**Exercise aim:** Below are the records; pull every line that includes "index".

---------- Material for this exercise ----------

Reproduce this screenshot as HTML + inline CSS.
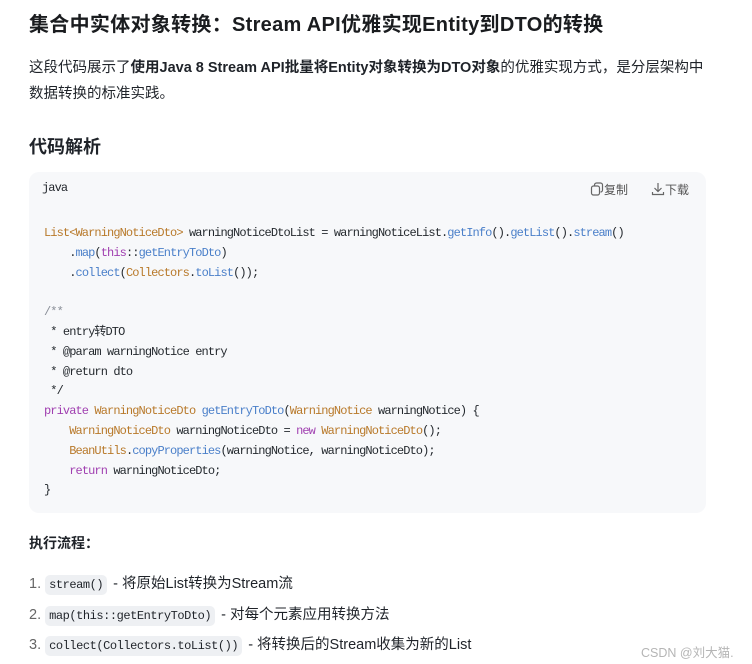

----------
---------- Material for this exercise ----------

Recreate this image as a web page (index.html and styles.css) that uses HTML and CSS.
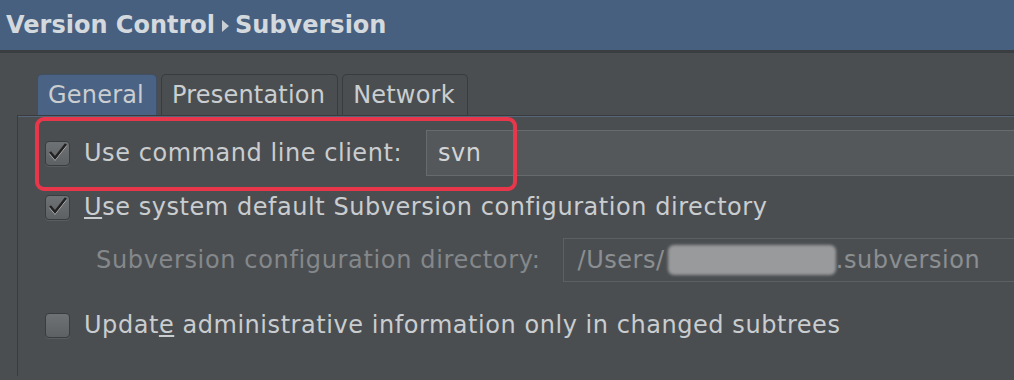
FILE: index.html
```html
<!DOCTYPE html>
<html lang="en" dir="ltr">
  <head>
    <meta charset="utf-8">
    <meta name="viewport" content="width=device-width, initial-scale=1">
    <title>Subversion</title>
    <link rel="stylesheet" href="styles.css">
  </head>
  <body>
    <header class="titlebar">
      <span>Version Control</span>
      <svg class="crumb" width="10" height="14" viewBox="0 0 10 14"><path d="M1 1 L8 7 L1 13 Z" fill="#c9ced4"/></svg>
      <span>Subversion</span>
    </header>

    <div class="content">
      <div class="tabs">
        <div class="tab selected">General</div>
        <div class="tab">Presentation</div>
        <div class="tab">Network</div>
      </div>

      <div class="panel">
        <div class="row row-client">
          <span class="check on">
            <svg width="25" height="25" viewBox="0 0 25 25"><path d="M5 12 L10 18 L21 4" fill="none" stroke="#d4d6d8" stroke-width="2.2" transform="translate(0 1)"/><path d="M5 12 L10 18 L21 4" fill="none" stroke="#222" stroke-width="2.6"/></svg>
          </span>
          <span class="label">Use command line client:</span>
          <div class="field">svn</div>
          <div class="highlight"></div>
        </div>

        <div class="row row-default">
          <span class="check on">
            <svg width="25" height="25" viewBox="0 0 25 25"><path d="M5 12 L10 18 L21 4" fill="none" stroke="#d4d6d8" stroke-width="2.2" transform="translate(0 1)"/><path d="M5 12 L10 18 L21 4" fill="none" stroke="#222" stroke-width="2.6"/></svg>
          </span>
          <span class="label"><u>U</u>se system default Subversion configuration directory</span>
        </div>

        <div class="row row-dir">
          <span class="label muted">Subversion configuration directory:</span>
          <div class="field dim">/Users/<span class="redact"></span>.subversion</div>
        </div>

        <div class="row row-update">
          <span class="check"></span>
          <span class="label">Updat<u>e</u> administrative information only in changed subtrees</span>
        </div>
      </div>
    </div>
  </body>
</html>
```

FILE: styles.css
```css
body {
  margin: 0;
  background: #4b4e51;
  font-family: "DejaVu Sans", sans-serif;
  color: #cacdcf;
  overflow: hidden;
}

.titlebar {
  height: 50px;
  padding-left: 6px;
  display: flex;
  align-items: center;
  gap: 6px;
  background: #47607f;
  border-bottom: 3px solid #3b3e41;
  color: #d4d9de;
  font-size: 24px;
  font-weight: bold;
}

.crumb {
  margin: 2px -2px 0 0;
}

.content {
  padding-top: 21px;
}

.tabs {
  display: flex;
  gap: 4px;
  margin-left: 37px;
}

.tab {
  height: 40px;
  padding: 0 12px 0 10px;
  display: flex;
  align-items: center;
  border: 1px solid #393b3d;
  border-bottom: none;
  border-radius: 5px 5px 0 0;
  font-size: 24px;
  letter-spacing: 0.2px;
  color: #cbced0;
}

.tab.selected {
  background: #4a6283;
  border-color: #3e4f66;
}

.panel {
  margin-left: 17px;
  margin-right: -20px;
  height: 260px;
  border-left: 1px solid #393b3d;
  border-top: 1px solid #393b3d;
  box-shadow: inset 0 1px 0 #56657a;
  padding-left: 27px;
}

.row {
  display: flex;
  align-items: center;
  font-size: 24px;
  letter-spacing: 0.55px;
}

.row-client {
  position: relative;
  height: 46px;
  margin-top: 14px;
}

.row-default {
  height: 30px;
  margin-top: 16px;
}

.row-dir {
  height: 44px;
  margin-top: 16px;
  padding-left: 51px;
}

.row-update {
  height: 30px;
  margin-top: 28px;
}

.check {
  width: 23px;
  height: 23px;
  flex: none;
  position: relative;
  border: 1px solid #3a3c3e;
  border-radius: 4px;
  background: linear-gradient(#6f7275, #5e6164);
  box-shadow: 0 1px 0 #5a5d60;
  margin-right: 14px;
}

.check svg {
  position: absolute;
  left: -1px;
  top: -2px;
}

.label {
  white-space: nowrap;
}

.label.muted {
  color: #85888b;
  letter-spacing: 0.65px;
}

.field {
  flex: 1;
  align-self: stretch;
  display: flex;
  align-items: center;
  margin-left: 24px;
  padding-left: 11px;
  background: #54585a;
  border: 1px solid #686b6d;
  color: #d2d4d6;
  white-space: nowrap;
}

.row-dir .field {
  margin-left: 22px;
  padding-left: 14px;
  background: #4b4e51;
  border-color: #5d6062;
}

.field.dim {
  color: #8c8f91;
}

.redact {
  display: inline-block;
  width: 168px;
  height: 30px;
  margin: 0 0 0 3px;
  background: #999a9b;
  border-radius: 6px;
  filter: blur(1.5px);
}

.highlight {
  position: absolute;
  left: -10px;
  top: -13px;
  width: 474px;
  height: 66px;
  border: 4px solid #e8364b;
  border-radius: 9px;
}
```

----------

**The reply:**
Recreate this image as a web page (index.html and styles.css) that uses HTML and CSS.
FILE: index.html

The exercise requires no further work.